- Born: Isaac Folayan Alade 24 November 1933 Aramoko, Ekiti State, Nigeria
- Died: 19 June 2021 (aged 87)
- Education: Christ's School Ado Ekiti Ahmadu Bello University Architectural Association, London
- Occupation: Architect
- Spouse: Eunice Yemi Alade
- Children: 5
- Practice: Fola Alade Associates
- Buildings: 1004 Housing Estate; National Stadium, Lagos; Federal Secretariat building, Ikoyi, Lagos; Nigerian Embassy buildings;
- Projects: Satellite Town, Lagos Tafawa Balewa Square, Lagos

= Isaac Fola-Alade =

Nigerian architect (1933–2021)

Isaac Folayan Alade (24 November 1933 – 19 June 2021) was a Nigerian architect.

==Biography==
===Education===
Isaac attended St Phillips Elementary School in Aramoko, Ekiti and Christ's School, Ado Ekiti for his secondary education. In 1961, he graduated from the Nigerian College of Arts & Sciences and Technology Zaria (now Ahmadu Bello University) as one of the first four pioneer architecture graduates. Thereafter, he completed his post graduate studies at the Architectural Association School of Tropical Studies, London, in 1965, on a Commonwealth Scholarship offer.

===Career===
After his post-professional training, he became an associate of the Royal Institute of British Architects (R.I.B.A.) and Architects' Registration Council of the United Kingdom (ARCUK) in 1963. He joined the Federal Ministry of Works and Housing as a Resident architect in the old Western Region and later Lagos City Council. In 1969, he became the first Registrar of the Architects Registration Council of Nigeria (ARCON). He later joined the Federal Civil Service. He became a Fellow of the Royal Society of Health of the UK (F.R.S.H.) in 1965. He became Chief Project Architect in 1972, and the Director of Public Buildings in 1975. He was the first architect to become a Federal Permanent Secretary in 1976, a post he held until his retirement in 1979, after which he established his private practice, Fola Alade Associates, in 1979. He served as the General Secretary of the Nigerian Institute of Architects. He was appointed Pro-Chancellor and Chairman Governing Council of the Federal University of Port Harcourt in 1990.Fola Alade was awarded an OFR and he became a Fellow of the Nigerian Institute of Architects. He also held several traditional titles including the Maiyegun of Aramoko.

===Personal life===
Fola Alade married Yemi in 1961. They had five children.
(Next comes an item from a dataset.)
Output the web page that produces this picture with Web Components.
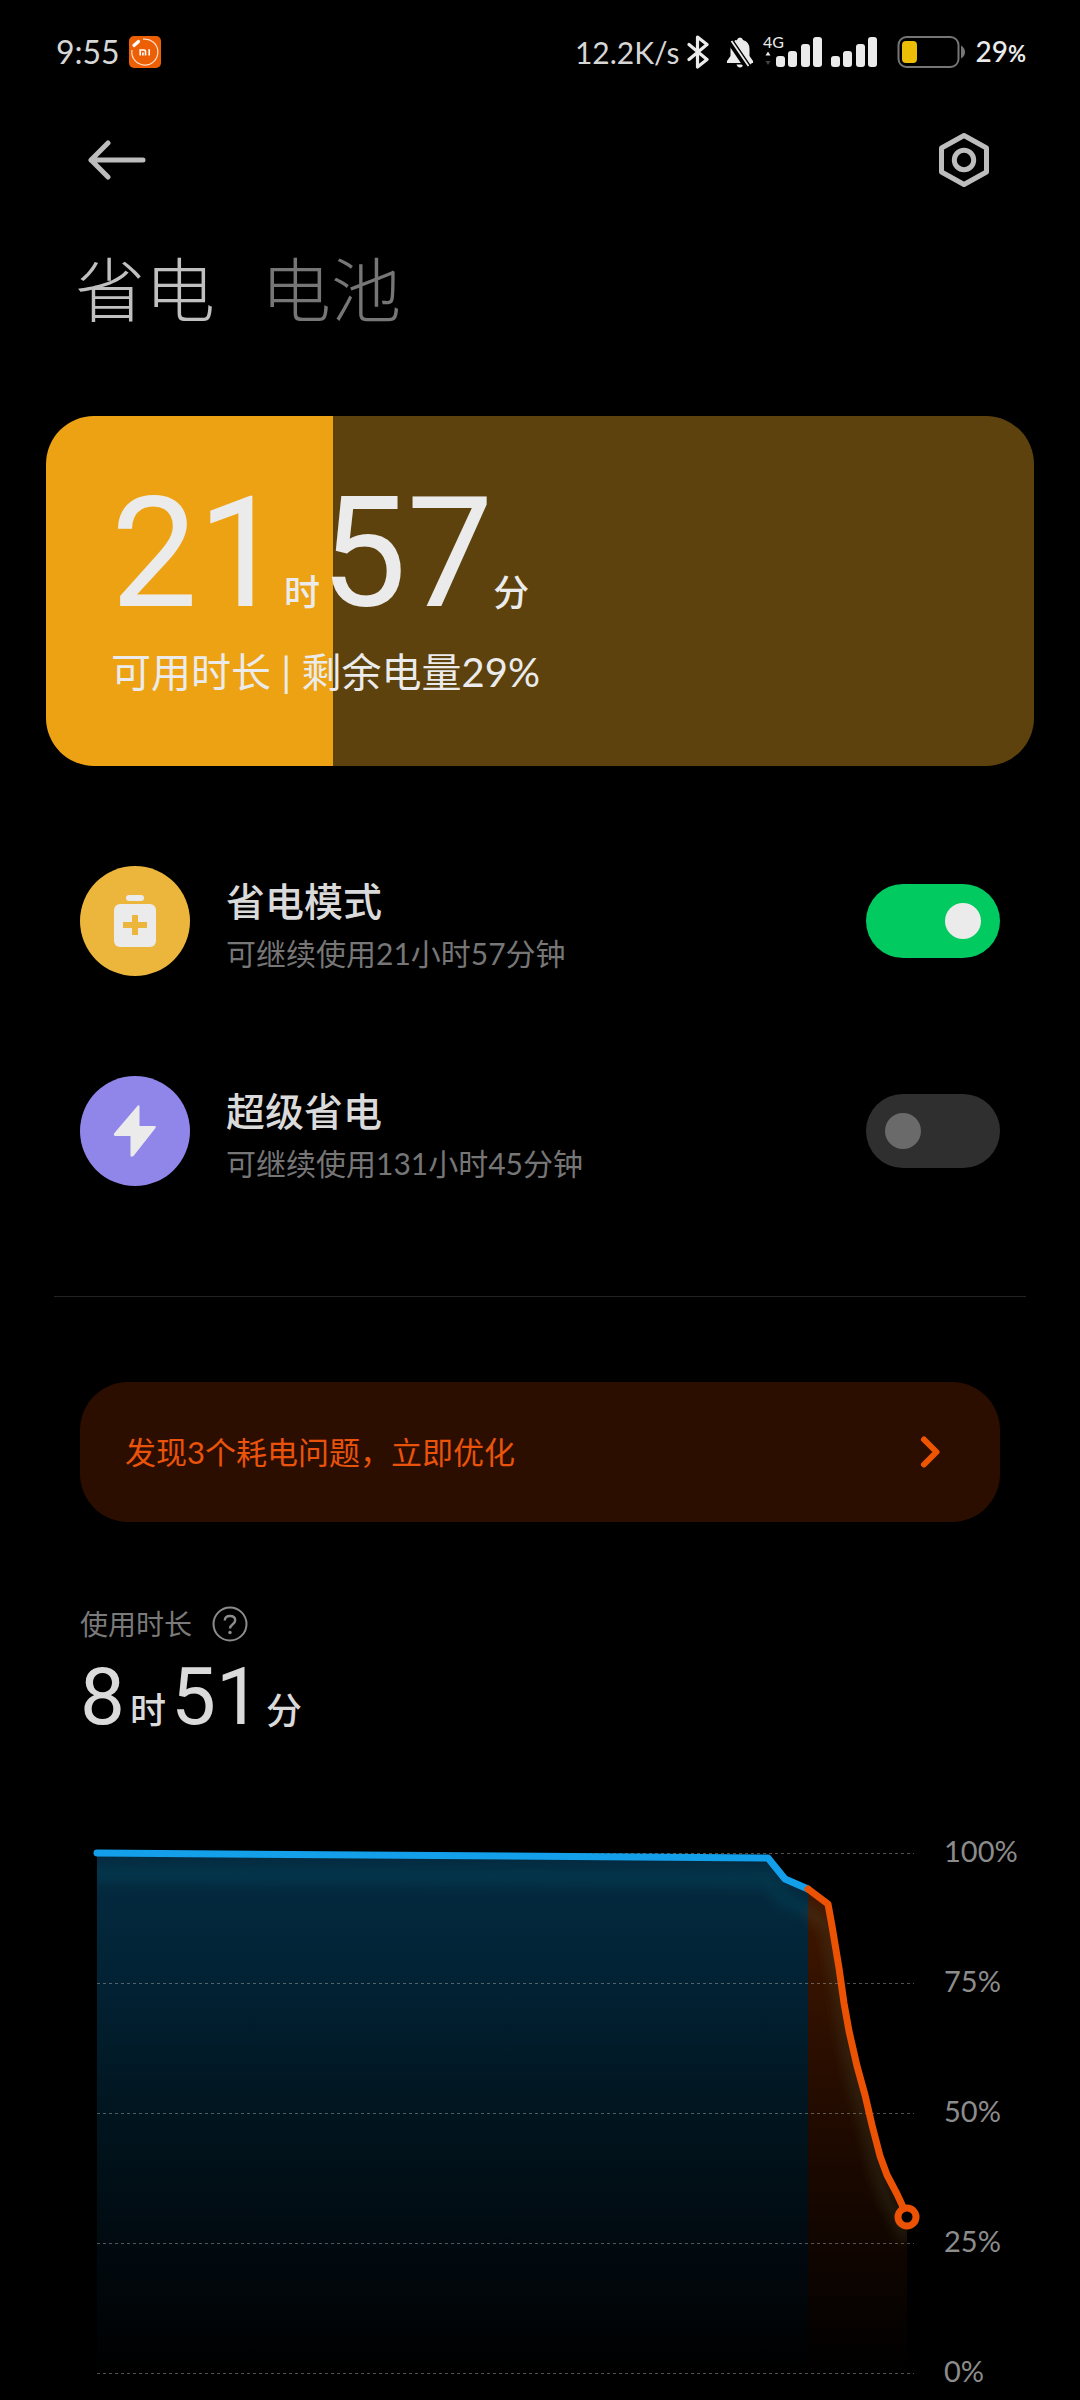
<!DOCTYPE html>
<html lang="zh-CN">
<head>
<meta charset="utf-8">
<meta name="viewport" content="width=device-width, initial-scale=1">
<title>省电</title>
<style>
  html { background: #000; }
  body {
    margin: 0;
    background: #000;
    color: #dadada;
    font-family: Lato, "Noto Sans CJK SC", sans-serif;
  }
</style>
</head>
<body>
<battery-page></battery-page>

<template id="battery-page">
  <style>
    :host { display: block; padding-bottom: 8px; }
    .modes { display: flex; flex-direction: column; gap: 100px; padding: 100px 80px 110px; }
    hr { margin: 0 54px; border: 0; height: 1px; background: #222; }
    main { display: block; }
  </style>
  <status-bar></status-bar>
  <nav-bar></nav-bar>
  <page-tabs></page-tabs>
  <main>
    <battery-card level="29">
      <time-span slot="time" size="large"><span slot="hours">21</span><span slot="minutes">57</span></time-span>
      可用时长 | 剩余电量29%
    </battery-card>
    <div class="modes">
      <power-mode checked>
        <svg slot="icon" width="110" height="110" viewBox="0 0 110 110" aria-hidden="true">
          <circle cx="55" cy="55" r="55" fill="#ecb63c"/>
          <rect x="46" y="29" width="18" height="6" rx="3" fill="#ebebeb"/>
          <rect x="34" y="38" width="42" height="43" rx="6" fill="#ebebeb"/>
          <path d="M55 49v20M43 59h24" stroke="#ecb63c" stroke-width="6" fill="none"/>
        </svg>
        <span slot="name">省电模式</span>
        <span slot="detail">可继续使用21小时57分钟</span>
      </power-mode>
      <power-mode>
        <svg slot="icon" width="110" height="110" viewBox="0 0 110 110" aria-hidden="true">
          <circle cx="55" cy="55" r="55" fill="#9086ea"/>
          <path d="M57 30.500Q58.500 28.500 59.500 30V50H75Q76.500 50.500 75.500 52L53.500 80Q51.500 81.500 50.500 80V60H35Q33 59 34 57.500Z" fill="#ebebeb"/>
        </svg>
        <span slot="name">超级省电</span>
        <span slot="detail">可继续使用131小时45分钟</span>
      </power-mode>
    </div>
    <hr>
    <issue-banner>发现3个耗电问题，立即优化</issue-banner>
    <usage-summary>
      使用时长
      <time-span slot="time"><span slot="hours">8</span><span slot="minutes">51</span></time-span>
    </usage-summary>
    <battery-chart></battery-chart>
  </main>
</template>

<template id="status-bar">
  <style>
    :host { display: flex; align-items: center; justify-content: space-between; height: 104px; padding: 0 54px 0 56px; font-size: 32px; line-height: 40px; color: #d6d6d6; }
    div { display: flex; align-items: center; }
    svg { display: block; flex: none; }
    .time { gap: 9px; }
    .speed { font-size: 30px; }
    .bt { margin-left: 8px; }
    .bell { margin-left: 17px; }
    .sig { margin-left: 8px; }
    .bat { margin-left: 19px; margin-right: 8px; }
    .level { display: flex; align-items: baseline; font-size: 28px; font-weight: 500; color: #ebebeb; }
    .level small { font-size: 22px; font-weight: 700; }
  </style>
  <div class="time">
    <span>9:55</span>
    <svg width="32" height="32" viewBox="0 0 32 32" aria-hidden="true">
      <rect width="32" height="32" rx="5" fill="#ec5f04"/>
      <path d="M14 3.200A13 13 0 1 1 3 14" fill="none" stroke="#fbe0cc" stroke-width="1.200"/>
      <path d="M5 9.500L9.500 5.500" stroke="#fff" stroke-width="3.200" stroke-linecap="round"/>
      <path d="M11.200 19.500V14H15Q16.500 14 16.500 15.500V19.500M13.900 16.500V19.500M20.200 13.300V19.500" fill="none" stroke="#fff" stroke-width="1.600"/>
    </svg>
  </div>
  <div>
    <span class="speed">12.2K/s</span>
    <svg class="bt" width="22" height="36" viewBox="0 0 22 36" aria-label="蓝牙">
      <path d="M2 10.500L20 25.500L10.500 33V3L20 10.500L2 25.500" fill="none" stroke="#ebebeb" stroke-width="3.200" stroke-linejoin="round" stroke-linecap="round"/>
    </svg>
    <svg class="bell" width="28" height="32" viewBox="0 0 28 32" aria-label="静音">
      <path d="M14 1.500Q16.500 1.500 17 4Q23.500 6 23.500 13V20L27 25V27H1V25L4.500 20V13Q4.500 6 11 4Q11.500 1.500 14 1.500ZM10.500 28.500H17.500Q16.500 31.500 14 31.500Q11.500 31.500 10.500 28.500Z" fill="#ebebeb"/>
      <path d="M3.500 3L23 32" stroke="#000" stroke-width="8"/>
      <path d="M5.500 5L22.500 30M9 4.500L25 28" stroke="#ebebeb" stroke-width="1.800"/>
    </svg>
    <svg class="sig" width="61" height="50" viewBox="0 -8 61 50" aria-label="4G">
      <text x="1" y="13" font-size="16" fill="#ebebeb">4G</text>
      <path d="M3.500 20.500L6 16.500L8.500 20.500Z" fill="#ebebeb"/>
      <path d="M3.500 26L6 30L8.500 26Z" fill="#444"/>
      <g fill="#ebebeb">
        <rect x="14" y="21" width="9" height="11" rx="3"/><rect x="26" y="16" width="9" height="16" rx="3"/>
        <rect x="39" y="9" width="9" height="23" rx="3"/><rect x="51" y="2" width="9" height="30" rx="3"/>
      </g>
    </svg>
    <svg class="sig" width="47" height="34" viewBox="0 0 47 34" aria-label="信号">
      <g fill="#ebebeb">
        <rect x="0" y="21" width="9" height="11" rx="3"/><rect x="12" y="16" width="9" height="16" rx="3"/>
        <rect x="25" y="9" width="9" height="23" rx="3"/><rect x="37" y="2" width="9" height="30" rx="3"/>
      </g>
    </svg>
    <svg class="bat" width="70" height="32" viewBox="0 0 70 32" aria-hidden="true">
      <rect x="1.500" y="1" width="60" height="30" rx="8" fill="none" stroke="#757575" stroke-width="2"/>
      <path d="M64 9.500Q68 12 68 16Q68 20 64 22.500Z" fill="#757575"/>
      <rect x="5" y="5" width="15" height="22" rx="4" fill="#ecbe05"/>
    </svg>
    <span class="level">29<small>%</small></span>
  </div>
</template>

<template id="nav-bar">
  <style>
    :host { display: flex; align-items: center; justify-content: space-between; height: 112px; padding: 0 88px; }
    button { display: block; padding: 0; border: 0; background: none; color: #bdbdbd; }
    svg { display: block; fill: none; stroke: currentColor; stroke-width: 5; stroke-linecap: round; stroke-linejoin: round; }
  </style>
  <button aria-label="返回"><svg width="58" height="56" viewBox="0 0 58 56"><path d="M55 28H3M20 11L3 28L20 45"/></svg></button>
  <button aria-label="设置"><svg width="56" height="56" viewBox="0 0 56 56"><path d="M28 3.500L50.500 16V40L28 52.500L5.500 40V16Z"/><circle cx="28" cy="28" r="9.700"/></svg></button>
</template>

<template id="page-tabs">
  <style>
    :host { display: flex; align-items: center; gap: 46px; height: 148px; padding: 0 75px; }
    button { padding: 0; border: 0; background: none; font: inherit; font-size: 70px; line-height: 100px; font-weight: 200; color: #767676; }
    button[aria-selected="true"] { color: #c0c0c0; }
  </style>
  <button role="tab" aria-selected="true">省电</button>
  <button role="tab" aria-selected="false">电池</button>
</template>

<template id="time-span">
  <style>
    :host { display: flex; align-items: baseline; font-family: Roboto, "Noto Sans CJK SC", sans-serif; font-size: 80px; line-height: 80px; }
    small { font-size: 36px; line-height: 36px; font-weight: 500; margin: 0 5px; }
    :host([size="large"]) { font-size: 154px; line-height: 156px; }
    :host([size="large"]) small { margin: 0; }
  </style>
  <slot name="hours"></slot><small>时</small><slot name="minutes"></slot><small>分</small>
</template>

<template id="battery-card">
  <style>
    :host {
      display: flex; flex-direction: column; justify-content: center; gap: 10px; box-sizing: border-box;
      min-height: 350px; margin: 52px 46px 0; padding: 0 65px 4px; border-radius: 48px; color: #ebebeb;
      background: linear-gradient(90deg, #eda213 var(--level), #5d420d var(--level));
      font-size: 40px; line-height: 60px;
    }
  </style>
  <slot name="time"></slot>
  <div><slot></slot></div>
</template>

<template id="power-mode">
  <style>
    :host { display: flex; align-items: center; gap: 36px; height: 110px; }
    ::slotted(svg) { display: block; flex: none; }
    label { flex: 1; display: flex; flex-direction: column; padding-top: 8px; font-size: 39px; line-height: 56px; font-weight: 500; color: #dadada; }
    label span { font-size: 30px; line-height: 48px; font-weight: 400; color: #767676; }
    input { appearance: none; display: flex; align-items: center; flex: none; box-sizing: border-box; width: 134px; height: 74px; margin: 0; padding: 0 19px; border-radius: 37px; background: #2f2f2f; }
    input::before { content: ""; width: 36px; height: 36px; border-radius: 50%; background: #6a6a6a; }
    input:checked { background: #00ca60; justify-content: flex-end; }
    input:checked::before { background: #ebebeb; }
  </style>
  <slot name="icon"></slot>
  <label for="toggle"><slot name="name"></slot><span><slot name="detail"></slot></span></label>
  <input type="checkbox" role="switch" id="toggle">
</template>

<template id="issue-banner">
  <style>
    :host { display: block; margin: 85px 80px 0; }
    a { display: flex; align-items: center; justify-content: space-between; height: 140px; padding: 0 56px 0 45px; border-radius: 48px; background: #2b0e00; color: #e9530b; font-size: 31px; line-height: 48px; text-decoration: none; }
    svg { display: block; flex: none; }
  </style>
  <a href="#optimize"><slot></slot>
    <svg width="28" height="34" viewBox="0 0 28 34" aria-hidden="true"><path d="M8 4.500L20.500 17L8 29.500" fill="none" stroke="#ed5500" stroke-width="6" stroke-linecap="round" stroke-linejoin="round"/></svg>
  </a>
</template>

<template id="usage-summary">
  <style>
    :host { display: block; margin: 84px 80px 0; }
    .title { display: flex; align-items: center; gap: 20px; height: 36px; font-size: 28px; line-height: 36px; color: #7a7a7a; }
    button { padding: 0; border: 0; background: none; color: #8c8c8c; }
    svg { display: block; }
    .time { margin: 10px 0 89px; height: 90px; display: flex; align-items: center; }
  </style>
  <div class="title"><span><slot></slot></span>
    <button aria-label="说明"><svg width="36" height="36" viewBox="0 0 36 36" fill="none" stroke="currentColor"><circle cx="18" cy="18" r="16.500" stroke-width="2"/><path d="M12.800 14.500Q12.800 10 18 10Q23.200 10 23.200 14.300Q23.200 16.500 20.500 18.500Q18 20.300 18 22.500" stroke-width="2.400"/><circle cx="18" cy="26.500" r="1.700" fill="currentColor" stroke="none"/></svg></button>
  </div>
  <div class="time"><slot name="time"></slot></div>
</template>

<template id="battery-chart">
  <style>
    :host { display: flex; padding: 0 54px 0 90px; }
    svg { display: block; flex: 1; min-width: 0; height: auto; }
    ol { flex: none; width: 82px; margin: 0 0 0 22px; padding: 0; list-style: none; display: flex; flex-direction: column; justify-content: space-between; font-size: 29px; line-height: 40px; color: #8c8c8c; }
  </style>
  <svg width="832" height="560" viewBox="0 0 832 560" role="img" aria-label="电量曲线">
    <defs>
      <linearGradient id="blue" gradientUnits="userSpaceOnUse" x1="0" y1="22" x2="0" y2="542">
        <stop offset="0" stop-color="#042c42"/><stop offset=".25" stop-color="#022234"/><stop offset=".5" stop-color="#01151f"/><stop offset=".75" stop-color="#010a10"/><stop offset="1" stop-color="#000"/>
      </linearGradient>
      <linearGradient id="orange" gradientUnits="userSpaceOnUse" x1="0" y1="58" x2="0" y2="542">
        <stop offset="0" stop-color="#421700"/><stop offset=".5" stop-color="#1f0a00"/><stop offset="1" stop-color="#000"/>
      </linearGradient>
      <clipPath id="area"><path d="M7 22L678 27L695 48L718 58L738 73L742 95L749 137L754 172L759 200L767 235L775 264L782 294L790 325L797 344L807 363L813 376L817 386V542H7Z"/></clipPath>
      <filter id="soft" filterUnits="userSpaceOnUse" x="-40" y="-40" width="912" height="640"><feGaussianBlur stdDeviation="6"/></filter>
    </defs>
    <path d="M7 22L678 27L695 48L718 58V542H7Z" fill="url(#blue)"/>
    <path d="M718 58L738 73L742 95L749 137L754 172L759 200L767 235L775 264L782 294L790 325L797 344L807 363L813 376L817 386V542H718Z" fill="url(#orange)"/>
    <g clip-path="url(#area)"><g filter="url(#soft)" fill="none" stroke-width="14">
      <path d="M-10 43L678 48L695 69L718 79" stroke="#0b6a80" stroke-opacity=".18"/>
      <path d="M718 79L738 96L742 118L749 160L754 195L759 223L767 258L775 287L782 317L790 348L797 367L807 386L817 409" stroke="#4f5830" stroke-opacity=".25"/>
    </g></g>
    <path d="M7 22.500H824M7 152.500H824M7 282.500H824M7 412.500H824M7 542.500H824" stroke="#b4b4b4" stroke-opacity=".45" stroke-width="1" stroke-dasharray="3 3"/>
    <g fill="none" stroke-width="7" stroke-linejoin="round" stroke-linecap="round">
      <path d="M7 22L678 27L695 48L718 58" stroke="#149feb"/>
      <path d="M718 58L738 73L742 95L749 137L754 172L759 200L767 235L775 264L782 294L790 325L797 344L807 363L813 376" stroke="#ec5204"/>
    </g>
    <circle cx="817" cy="386" r="9" fill="#000" stroke="#ec5204" stroke-width="7"/>
  </svg>
  <ol><li>100%</li><li>75%</li><li>50%</li><li>25%</li><li>0%</li></ol>
</template>

<script>
  class TemplateElement extends HTMLElement {
    constructor() {
      super();
      const template = document.getElementById(this.localName);
      this.attachShadow({ mode: "open" }).append(document.importNode(template.content, true));
    }
  }

  class BatteryCard extends TemplateElement {
    connectedCallback() {
      this.style.setProperty("--level", this.getAttribute("level") + "%");
    }
  }

  class PowerMode extends TemplateElement {
    connectedCallback() {
      this.shadowRoot.querySelector("input").checked = this.hasAttribute("checked");
    }
  }

  customElements.define("status-bar", class extends TemplateElement {});
  customElements.define("nav-bar", class extends TemplateElement {});
  customElements.define("page-tabs", class extends TemplateElement {});
  customElements.define("time-span", class extends TemplateElement {});
  customElements.define("battery-card", BatteryCard);
  customElements.define("power-mode", PowerMode);
  customElements.define("issue-banner", class extends TemplateElement {});
  customElements.define("usage-summary", class extends TemplateElement {});
  customElements.define("battery-chart", class extends TemplateElement {});
  customElements.define("battery-page", class extends TemplateElement {});
</script>
</body>
</html>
Fola Alade passed on June 19 th 2021 at the age of 87

==Selected works==
- 1004 Housing Estate, Victoria Island, Lagos.
- Federal Secretariat building, Ikoyi, Lagos.
- National Stadium, Lagos
- Remembrance Arcade, Tafawa Balewa Square, Lagos.
- Satellite Town, Lagos
- Nigerian Airforce base, Ikeja.
- Nigerian Institute of Policy and Strategic Studies building, Kuru, Plateau State.
- National Judicial institute, Abuja.
- Nigerian Embassy buildings in 11 countries.